Para ilmuwan di China baru saja membuat sebuah terobosan penting dalam penelitian terkait autisme. Mereka telah menemukan bakteri baik yang dapat ditemukan dalam produk susu fermentasi, seperti yogurt dan keju, yang berpotensi membantu meredakan gejala autisme. Penemuan ini memberikan harapan baru bagi pengobatan alami yang dapat melengkapi terapi konvensional yang selama ini mengandalkan penggunaan obat-obatan.
Dalam penelitian yang dilakukan, tim peneliti menggunakan 34 ekor tikus yang dimodifikasi secara genetik untuk menunjukkan gejala yang mirip dengan autisme, termasuk kesulitan dalam bersosialisasi, kecemasan tinggi, serta gangguan ingatan. Tikus-tikus ini diberi bakteri Lactobacillus murinus setiap hari selama satu bulan. Hasilnya menunjukkan perbaikan yang signifikan dalam perilaku sosial dan kemampuan belajar tikus, serta meningkatkan kesehatan usus mereka.

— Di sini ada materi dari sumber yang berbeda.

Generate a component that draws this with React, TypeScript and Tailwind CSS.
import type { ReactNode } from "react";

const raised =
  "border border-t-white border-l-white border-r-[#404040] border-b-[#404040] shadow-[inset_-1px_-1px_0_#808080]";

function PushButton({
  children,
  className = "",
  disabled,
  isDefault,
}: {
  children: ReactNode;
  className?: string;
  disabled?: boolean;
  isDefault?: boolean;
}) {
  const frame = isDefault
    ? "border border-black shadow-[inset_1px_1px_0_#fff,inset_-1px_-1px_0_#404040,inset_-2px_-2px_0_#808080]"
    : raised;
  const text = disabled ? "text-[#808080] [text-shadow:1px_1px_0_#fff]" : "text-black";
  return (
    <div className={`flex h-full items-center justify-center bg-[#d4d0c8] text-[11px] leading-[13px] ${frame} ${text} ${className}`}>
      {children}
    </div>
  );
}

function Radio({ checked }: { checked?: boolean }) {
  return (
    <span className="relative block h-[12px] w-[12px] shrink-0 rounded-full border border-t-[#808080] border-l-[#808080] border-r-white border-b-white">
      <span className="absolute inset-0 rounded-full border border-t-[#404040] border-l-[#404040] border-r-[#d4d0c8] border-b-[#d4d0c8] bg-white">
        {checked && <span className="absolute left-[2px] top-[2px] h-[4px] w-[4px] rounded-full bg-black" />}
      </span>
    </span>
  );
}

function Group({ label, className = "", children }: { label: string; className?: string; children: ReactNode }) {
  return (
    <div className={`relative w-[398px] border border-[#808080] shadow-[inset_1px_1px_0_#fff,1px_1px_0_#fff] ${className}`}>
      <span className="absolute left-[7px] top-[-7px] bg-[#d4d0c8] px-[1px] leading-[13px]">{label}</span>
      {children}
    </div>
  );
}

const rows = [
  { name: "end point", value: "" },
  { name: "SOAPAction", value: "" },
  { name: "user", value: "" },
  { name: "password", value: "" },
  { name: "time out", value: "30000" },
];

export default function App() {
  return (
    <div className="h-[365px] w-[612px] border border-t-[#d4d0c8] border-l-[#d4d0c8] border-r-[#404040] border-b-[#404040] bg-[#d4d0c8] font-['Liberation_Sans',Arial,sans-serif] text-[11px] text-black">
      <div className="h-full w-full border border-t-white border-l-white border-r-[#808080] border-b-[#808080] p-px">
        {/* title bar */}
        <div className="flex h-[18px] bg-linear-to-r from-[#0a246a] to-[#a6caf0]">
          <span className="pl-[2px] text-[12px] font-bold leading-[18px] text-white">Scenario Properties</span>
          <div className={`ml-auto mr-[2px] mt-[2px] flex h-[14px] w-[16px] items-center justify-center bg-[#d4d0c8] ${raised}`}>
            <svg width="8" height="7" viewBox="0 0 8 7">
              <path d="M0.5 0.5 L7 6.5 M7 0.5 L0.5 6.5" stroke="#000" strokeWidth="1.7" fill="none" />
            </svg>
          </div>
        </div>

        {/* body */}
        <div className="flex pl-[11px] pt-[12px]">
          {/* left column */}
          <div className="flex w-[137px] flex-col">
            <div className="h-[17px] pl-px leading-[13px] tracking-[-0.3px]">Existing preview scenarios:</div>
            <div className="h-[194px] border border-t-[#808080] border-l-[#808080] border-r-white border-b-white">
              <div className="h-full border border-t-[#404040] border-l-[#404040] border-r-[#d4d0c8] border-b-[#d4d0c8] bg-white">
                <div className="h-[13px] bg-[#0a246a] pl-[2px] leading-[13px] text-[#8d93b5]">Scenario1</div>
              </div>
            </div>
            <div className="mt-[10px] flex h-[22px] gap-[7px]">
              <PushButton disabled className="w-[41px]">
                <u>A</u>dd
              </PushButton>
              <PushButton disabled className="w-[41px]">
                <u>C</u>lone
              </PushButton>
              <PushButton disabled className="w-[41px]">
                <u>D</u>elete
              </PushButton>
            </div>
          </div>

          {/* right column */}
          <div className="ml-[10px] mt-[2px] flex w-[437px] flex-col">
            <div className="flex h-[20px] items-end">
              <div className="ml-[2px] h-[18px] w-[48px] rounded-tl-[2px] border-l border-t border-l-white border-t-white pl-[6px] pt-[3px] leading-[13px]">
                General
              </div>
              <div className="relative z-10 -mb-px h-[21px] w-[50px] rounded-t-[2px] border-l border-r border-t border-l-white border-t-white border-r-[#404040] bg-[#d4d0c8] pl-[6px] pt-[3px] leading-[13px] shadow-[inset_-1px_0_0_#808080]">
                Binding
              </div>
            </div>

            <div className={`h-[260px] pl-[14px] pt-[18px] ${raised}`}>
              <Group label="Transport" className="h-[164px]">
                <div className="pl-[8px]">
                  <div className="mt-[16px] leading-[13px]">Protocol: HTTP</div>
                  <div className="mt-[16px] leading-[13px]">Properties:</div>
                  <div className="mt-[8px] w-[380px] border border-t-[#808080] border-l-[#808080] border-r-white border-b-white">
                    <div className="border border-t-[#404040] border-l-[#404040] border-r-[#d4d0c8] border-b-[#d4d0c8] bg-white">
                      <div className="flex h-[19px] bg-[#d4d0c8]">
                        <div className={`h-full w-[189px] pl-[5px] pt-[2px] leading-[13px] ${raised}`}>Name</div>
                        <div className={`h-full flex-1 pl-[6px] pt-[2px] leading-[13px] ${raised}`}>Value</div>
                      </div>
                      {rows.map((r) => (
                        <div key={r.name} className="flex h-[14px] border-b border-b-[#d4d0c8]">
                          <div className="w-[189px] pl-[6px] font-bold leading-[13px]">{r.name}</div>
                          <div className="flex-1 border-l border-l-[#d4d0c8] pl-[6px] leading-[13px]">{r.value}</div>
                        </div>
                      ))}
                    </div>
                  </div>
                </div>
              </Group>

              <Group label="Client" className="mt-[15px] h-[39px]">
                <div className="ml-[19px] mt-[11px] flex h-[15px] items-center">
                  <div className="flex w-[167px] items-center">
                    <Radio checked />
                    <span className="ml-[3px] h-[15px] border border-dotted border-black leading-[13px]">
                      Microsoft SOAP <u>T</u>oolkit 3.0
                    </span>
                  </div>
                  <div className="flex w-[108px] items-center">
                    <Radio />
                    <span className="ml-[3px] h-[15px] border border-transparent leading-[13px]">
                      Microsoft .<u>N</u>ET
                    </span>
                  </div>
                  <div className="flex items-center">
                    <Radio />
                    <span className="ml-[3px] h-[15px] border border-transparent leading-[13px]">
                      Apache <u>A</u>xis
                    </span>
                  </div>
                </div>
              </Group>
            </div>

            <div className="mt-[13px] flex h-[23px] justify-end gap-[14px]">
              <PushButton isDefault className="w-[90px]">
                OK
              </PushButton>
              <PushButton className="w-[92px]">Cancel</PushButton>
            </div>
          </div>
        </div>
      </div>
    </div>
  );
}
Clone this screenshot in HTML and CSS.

Kutipan dari Dailymail mengungkapkan, "Tikus yang diberi bakteri ini menunjukkan perbaikan yang jelas dalam perilaku sosial dan kapasitas untuk belajar, sekaligus menunjukkan bahwa kesehatan usus mereka juga meningkat." Hal ini menunjukkan relasi positif antara mikrobioma usus dan fungsi otak, yang selama ini menjadi perhatian dalam konteks autisme.
Namun, data dari Pusat Pengendalian dan Pencegahan Penyakit AS (CDC) menunjukkan bahwa di Amerika Serikat, sekitar 1 dari 36 anak didiagnosis dengan gangguan spektrum autisme (ASD). Faktor penyebab autisme sendiri masih menjadi misteri yang kompleks, meskipun beberapa penelitian menunjukkan bahwa paparan terhadap polusi serta bahan kimia tertentu dalam makanan dan air dapat mempengaruhi perkembangan otak janin saat kehamilan.
Berikut adalah beberapa poin penting yang dihasilkan dari penelitian ini:
Bakteri Susu dan Autisme: Penelitian ini menyarankan agar Lactobacillus murinus bisa digunakan sebagai pengobatan tambahan untuk anak-anak dengan autisme, menawarkan pendekatan yang lebih alami dibandingkan dengan obat-obatan.
Perbaikan pada Usus dan Otak: Penelitian menunjukkan bahwa bakteri ini tidak hanya memperbaiki gejala autisme, tetapi juga meningkatkan kesehatan usus yang berhubungan dengan fungsi otak.
Aktivitas Otak yang Meningkat: Penemuan ini juga menunjukkan adanya peningkatan dalam keseimbangan aktivitas otak dan kadar dopamin. Dopamin adalah neurotransmitter yang memainkan peran kunci dalam motivasi, pembelajaran, dan perhatian.
- Potensi dalam Pengobatan Masa Depan: Meski penelitian ini masih pada tahap awal dan hanya diuji pada tikus, hasilnya memberikan harapan untuk pengembangan terapi baru yang bisa digunakan untuk anak-anak dengan autisme di masa depan.
Selama ini, terapi untuk anak-anak dengan autisme biasanya mencakup terapi perilaku dan terapi bicara. Obat-obatan sering kali digunakan untuk mengatasi gejala tambahan seperti kecemasan atau gangguan tidur. Temuan ini menunjukkan bahwa dengan menggunakan probiotik, seperti bakteri baik dari makanan sehari-hari, tampaknya bisa menjadi alternatif yang lebih alami dengan efek samping yang lebih sedikit.
Peneliti sebelumnya juga telah menemukan bahwa usus yang tidak sehat dapat memengaruhi fungsi otak, dan bakteri Lactobacillus murinus mungkin merupakan kunci untuk mengatasi masalah ini. Dengan pemahaman yang lebih baik mengenai hubungan antara gut dan otak, penelitian ini membuka pintu bagi pendekatan yang lebih inovatif dalam menangani autisme.
Ke depan, penting untuk terus meneliti lebih lanjut terkait efektivitas dan keamanan penggunaan probiotik dalam terapi autisme. Ini bisa membantu membentuk paradigma baru dalam perawatan dan pengobatan autisme yang lebih komprehensif dan berkelanjutan. Penemuan ilmiah ini tidak hanya menggugah harapan bagi mereka yang terkena dampak autisme, tetapi juga membuka peluang untuk penelitian lebih dalam mengenai interaksi antara mikrobioma dan kesehatan mental.